- **WHAT IS NEEDED**: Using the listing below, select the lines with the word "this" and copy them.

- **INFORMATION GIVEN**:
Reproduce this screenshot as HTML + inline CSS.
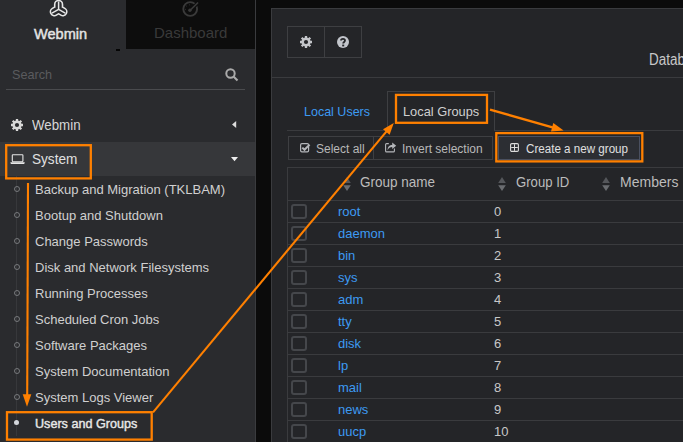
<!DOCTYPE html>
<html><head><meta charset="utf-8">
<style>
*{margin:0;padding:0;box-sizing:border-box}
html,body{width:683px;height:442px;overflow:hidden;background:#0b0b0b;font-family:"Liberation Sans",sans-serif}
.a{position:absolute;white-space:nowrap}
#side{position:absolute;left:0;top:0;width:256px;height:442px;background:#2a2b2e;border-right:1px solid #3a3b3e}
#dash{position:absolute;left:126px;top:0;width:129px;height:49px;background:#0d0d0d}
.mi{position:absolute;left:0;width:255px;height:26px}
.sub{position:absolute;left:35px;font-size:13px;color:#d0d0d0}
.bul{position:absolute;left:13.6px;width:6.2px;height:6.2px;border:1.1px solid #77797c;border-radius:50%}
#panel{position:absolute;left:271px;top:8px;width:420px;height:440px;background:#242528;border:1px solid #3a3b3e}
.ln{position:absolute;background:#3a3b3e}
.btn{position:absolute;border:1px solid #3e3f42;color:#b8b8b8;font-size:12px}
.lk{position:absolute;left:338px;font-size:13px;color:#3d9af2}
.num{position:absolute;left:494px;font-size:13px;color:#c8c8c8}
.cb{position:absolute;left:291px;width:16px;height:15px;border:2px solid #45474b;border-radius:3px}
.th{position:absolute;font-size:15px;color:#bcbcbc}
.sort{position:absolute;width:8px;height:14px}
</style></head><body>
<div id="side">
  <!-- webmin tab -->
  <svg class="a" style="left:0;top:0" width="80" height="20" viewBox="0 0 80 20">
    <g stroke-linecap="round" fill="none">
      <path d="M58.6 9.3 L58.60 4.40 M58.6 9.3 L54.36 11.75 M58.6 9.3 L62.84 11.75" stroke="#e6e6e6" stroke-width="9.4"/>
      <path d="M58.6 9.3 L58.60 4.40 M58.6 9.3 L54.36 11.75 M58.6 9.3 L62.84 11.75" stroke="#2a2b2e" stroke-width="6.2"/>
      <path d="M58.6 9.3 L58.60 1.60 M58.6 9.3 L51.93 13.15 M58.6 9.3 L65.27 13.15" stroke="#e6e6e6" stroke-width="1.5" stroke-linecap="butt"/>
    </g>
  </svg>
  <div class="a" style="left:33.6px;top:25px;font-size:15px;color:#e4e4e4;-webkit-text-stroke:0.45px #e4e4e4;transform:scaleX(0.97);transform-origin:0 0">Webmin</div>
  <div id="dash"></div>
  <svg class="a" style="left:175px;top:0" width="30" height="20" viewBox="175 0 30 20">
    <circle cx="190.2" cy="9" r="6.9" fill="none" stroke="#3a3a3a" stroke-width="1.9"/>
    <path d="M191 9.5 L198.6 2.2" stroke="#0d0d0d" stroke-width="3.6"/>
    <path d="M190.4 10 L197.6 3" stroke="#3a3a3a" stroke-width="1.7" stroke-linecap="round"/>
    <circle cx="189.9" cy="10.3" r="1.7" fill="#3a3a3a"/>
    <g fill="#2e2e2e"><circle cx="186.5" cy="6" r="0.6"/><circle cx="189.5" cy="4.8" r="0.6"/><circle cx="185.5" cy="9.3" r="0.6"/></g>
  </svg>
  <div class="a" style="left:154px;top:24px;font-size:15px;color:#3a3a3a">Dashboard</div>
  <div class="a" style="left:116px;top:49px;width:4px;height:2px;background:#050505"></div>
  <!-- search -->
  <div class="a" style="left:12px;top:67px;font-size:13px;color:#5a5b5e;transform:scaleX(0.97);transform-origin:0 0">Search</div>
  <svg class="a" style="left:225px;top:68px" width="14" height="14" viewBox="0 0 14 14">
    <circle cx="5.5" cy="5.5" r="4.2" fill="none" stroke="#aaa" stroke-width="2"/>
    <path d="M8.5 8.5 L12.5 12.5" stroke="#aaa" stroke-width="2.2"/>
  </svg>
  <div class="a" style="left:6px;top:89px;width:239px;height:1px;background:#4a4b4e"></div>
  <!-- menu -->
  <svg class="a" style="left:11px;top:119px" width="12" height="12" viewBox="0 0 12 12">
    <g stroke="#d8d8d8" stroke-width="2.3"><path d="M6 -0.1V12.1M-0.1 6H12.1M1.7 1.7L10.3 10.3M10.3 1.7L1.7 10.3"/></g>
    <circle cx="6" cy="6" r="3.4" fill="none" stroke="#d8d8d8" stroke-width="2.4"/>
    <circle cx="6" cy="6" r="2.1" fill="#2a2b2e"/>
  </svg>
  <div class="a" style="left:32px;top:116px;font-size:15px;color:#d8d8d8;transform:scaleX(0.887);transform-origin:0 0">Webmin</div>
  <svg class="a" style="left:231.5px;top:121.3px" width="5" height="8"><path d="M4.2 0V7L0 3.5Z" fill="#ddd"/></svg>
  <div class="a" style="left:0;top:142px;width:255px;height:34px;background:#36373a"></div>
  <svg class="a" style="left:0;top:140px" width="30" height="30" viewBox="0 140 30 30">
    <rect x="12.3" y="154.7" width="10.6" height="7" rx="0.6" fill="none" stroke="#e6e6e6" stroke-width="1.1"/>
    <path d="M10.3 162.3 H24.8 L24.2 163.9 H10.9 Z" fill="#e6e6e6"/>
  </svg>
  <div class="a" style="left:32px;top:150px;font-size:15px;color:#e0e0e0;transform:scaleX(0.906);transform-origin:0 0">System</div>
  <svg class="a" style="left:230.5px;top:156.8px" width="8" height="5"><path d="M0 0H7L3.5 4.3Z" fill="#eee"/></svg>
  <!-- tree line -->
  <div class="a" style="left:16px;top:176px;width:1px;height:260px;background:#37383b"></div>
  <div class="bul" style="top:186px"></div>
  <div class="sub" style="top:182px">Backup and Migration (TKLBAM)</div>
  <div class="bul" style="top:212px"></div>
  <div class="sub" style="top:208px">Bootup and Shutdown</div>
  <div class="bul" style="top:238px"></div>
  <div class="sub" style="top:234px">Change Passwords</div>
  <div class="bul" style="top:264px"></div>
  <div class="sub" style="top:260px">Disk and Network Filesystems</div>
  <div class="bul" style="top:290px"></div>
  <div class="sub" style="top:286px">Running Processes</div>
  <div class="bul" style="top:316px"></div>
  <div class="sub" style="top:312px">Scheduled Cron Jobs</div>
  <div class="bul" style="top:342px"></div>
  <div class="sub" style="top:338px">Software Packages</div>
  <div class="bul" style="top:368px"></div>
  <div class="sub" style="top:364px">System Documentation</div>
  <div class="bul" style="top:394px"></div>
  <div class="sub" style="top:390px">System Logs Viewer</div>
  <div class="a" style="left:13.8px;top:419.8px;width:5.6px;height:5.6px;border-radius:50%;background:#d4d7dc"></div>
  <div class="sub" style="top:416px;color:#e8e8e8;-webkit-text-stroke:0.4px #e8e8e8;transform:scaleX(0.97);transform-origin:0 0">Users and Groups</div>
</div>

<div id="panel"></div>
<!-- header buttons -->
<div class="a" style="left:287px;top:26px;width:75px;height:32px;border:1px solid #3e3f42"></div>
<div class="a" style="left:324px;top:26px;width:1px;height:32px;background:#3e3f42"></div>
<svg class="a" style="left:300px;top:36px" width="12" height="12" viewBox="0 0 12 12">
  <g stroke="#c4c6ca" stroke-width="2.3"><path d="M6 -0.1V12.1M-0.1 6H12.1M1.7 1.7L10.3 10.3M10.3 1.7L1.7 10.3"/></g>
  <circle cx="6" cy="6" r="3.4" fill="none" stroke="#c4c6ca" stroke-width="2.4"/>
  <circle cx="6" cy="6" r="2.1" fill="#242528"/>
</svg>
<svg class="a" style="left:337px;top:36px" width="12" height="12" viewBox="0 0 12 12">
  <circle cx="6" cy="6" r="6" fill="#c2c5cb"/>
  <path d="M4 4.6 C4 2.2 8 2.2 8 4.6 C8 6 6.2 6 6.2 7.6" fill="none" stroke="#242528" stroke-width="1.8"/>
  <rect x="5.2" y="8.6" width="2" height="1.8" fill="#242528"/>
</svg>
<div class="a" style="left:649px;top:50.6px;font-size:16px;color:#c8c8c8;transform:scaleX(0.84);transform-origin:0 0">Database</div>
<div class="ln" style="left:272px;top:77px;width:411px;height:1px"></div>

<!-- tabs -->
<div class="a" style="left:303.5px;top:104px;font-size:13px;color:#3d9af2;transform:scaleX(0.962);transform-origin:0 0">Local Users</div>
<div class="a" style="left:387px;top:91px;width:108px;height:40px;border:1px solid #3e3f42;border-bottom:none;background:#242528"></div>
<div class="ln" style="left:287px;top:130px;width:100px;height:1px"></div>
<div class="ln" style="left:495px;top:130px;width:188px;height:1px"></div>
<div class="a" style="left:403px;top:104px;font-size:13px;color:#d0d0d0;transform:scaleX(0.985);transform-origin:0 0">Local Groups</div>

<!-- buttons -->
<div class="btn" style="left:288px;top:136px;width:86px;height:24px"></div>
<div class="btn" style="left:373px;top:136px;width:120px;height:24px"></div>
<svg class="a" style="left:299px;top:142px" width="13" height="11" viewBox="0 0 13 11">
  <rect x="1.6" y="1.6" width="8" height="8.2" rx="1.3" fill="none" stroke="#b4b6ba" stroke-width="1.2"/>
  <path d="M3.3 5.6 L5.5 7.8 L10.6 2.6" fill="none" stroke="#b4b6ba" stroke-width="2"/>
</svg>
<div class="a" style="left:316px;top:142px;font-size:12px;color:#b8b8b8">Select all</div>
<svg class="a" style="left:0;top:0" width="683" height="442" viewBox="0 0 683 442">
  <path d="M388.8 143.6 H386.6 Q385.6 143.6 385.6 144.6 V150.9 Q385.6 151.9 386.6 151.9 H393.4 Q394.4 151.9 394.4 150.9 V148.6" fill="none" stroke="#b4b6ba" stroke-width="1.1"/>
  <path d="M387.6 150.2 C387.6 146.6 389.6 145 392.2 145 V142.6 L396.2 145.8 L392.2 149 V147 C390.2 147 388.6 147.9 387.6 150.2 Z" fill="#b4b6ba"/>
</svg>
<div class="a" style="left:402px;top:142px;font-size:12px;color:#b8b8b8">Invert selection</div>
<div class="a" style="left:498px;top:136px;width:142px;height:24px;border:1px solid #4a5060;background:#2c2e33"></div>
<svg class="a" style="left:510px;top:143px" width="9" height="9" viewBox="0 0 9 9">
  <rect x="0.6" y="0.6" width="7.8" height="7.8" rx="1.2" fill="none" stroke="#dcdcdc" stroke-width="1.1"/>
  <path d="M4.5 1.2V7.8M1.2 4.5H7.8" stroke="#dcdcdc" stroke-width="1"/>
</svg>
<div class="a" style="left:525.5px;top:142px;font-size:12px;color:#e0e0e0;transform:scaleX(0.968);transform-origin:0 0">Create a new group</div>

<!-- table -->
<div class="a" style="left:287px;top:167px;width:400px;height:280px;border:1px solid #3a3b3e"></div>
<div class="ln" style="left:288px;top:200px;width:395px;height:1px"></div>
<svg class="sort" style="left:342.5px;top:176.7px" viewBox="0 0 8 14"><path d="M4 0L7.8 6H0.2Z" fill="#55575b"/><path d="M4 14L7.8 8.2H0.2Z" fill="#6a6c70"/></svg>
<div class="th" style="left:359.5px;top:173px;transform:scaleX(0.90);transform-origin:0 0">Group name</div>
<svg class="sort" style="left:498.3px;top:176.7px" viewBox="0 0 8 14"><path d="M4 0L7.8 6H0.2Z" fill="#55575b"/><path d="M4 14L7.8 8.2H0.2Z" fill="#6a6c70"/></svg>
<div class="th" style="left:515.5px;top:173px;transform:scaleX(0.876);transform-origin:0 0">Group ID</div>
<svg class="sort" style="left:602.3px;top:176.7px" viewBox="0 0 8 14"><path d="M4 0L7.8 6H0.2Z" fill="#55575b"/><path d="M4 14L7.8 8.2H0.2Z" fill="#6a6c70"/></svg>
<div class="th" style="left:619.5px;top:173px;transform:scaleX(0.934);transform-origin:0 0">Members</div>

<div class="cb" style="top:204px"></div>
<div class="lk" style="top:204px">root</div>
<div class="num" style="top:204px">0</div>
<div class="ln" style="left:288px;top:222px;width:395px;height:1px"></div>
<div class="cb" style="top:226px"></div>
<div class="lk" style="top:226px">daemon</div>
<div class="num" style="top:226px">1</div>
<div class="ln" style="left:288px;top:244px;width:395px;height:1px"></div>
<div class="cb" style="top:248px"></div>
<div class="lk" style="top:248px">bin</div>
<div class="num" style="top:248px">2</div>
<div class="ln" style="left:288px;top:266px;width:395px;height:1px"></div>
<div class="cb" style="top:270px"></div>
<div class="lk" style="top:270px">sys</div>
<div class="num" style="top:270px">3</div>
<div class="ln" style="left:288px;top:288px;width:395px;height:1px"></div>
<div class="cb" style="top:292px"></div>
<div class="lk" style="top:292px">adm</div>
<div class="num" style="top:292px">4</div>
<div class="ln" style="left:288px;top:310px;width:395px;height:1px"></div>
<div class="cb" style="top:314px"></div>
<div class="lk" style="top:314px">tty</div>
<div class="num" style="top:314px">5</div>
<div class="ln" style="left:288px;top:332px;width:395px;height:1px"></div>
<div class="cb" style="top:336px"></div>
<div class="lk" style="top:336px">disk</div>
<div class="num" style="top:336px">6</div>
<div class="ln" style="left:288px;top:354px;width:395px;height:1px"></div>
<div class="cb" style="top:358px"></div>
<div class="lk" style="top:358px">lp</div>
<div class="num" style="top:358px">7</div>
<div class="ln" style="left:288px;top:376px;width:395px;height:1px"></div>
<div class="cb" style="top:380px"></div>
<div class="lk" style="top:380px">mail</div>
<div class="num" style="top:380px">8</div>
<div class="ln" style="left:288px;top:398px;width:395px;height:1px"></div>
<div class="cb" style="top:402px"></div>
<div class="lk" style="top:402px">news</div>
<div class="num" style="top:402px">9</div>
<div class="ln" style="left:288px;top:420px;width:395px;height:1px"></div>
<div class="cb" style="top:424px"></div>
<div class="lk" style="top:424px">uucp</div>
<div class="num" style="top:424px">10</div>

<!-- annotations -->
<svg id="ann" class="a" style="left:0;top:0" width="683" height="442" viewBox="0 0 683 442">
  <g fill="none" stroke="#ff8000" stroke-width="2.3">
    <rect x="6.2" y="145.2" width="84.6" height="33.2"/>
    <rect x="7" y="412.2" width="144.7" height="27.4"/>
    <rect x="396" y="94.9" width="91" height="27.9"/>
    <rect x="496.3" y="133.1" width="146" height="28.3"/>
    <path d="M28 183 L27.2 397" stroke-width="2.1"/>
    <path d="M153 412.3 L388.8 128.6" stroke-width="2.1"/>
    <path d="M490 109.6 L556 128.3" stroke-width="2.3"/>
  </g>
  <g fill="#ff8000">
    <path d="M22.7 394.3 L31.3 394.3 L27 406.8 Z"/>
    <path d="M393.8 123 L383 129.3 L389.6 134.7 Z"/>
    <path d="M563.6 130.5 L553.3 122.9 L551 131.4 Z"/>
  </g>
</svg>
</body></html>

...

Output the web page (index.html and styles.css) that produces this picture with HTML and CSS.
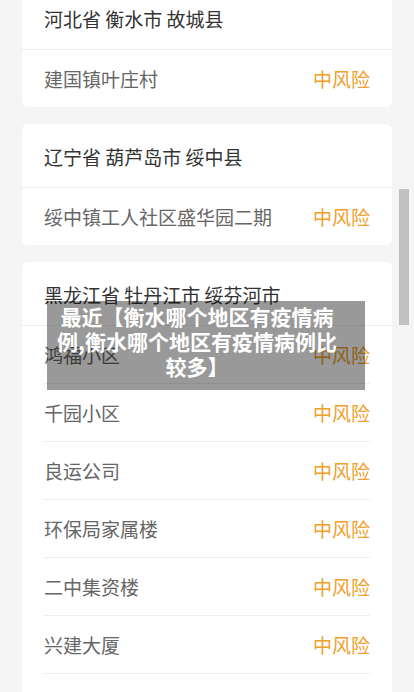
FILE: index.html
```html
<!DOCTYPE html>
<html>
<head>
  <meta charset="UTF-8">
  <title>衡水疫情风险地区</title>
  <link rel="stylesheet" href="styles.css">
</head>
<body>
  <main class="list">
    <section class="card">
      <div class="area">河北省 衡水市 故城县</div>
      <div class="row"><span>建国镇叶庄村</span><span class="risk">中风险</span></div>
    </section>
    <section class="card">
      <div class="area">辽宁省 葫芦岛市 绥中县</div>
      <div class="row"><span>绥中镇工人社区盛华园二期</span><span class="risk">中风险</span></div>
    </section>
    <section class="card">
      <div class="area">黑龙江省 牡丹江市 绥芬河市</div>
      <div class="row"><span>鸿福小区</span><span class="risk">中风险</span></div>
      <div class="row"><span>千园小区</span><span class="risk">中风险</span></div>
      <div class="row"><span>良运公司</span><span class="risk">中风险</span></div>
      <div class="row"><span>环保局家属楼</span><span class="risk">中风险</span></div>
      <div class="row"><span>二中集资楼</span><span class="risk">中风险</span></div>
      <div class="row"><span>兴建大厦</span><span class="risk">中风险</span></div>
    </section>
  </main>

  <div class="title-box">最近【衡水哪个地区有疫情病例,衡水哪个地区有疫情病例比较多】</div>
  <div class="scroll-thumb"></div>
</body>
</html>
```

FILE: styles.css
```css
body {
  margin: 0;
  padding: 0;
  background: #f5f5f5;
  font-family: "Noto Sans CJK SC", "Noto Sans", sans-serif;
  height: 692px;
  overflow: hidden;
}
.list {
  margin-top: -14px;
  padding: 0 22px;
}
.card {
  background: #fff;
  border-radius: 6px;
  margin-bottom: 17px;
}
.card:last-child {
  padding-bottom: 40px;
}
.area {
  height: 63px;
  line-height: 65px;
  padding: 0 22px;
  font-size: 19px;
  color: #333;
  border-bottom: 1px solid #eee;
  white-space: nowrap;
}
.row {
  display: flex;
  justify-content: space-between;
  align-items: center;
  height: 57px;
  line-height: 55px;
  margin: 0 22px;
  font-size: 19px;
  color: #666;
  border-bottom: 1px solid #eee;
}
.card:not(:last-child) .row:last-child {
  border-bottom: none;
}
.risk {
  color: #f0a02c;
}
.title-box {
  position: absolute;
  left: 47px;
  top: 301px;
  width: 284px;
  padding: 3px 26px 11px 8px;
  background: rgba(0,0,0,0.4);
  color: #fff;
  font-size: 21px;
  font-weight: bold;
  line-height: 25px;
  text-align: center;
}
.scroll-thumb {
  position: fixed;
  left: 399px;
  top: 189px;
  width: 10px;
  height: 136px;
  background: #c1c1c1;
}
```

- **THE COMPLETED TASK**:
Reproduce this screenshot as HTML + inline CSS.
Output the web page (index.html and styles.css) that produces this picture with HTML and CSS.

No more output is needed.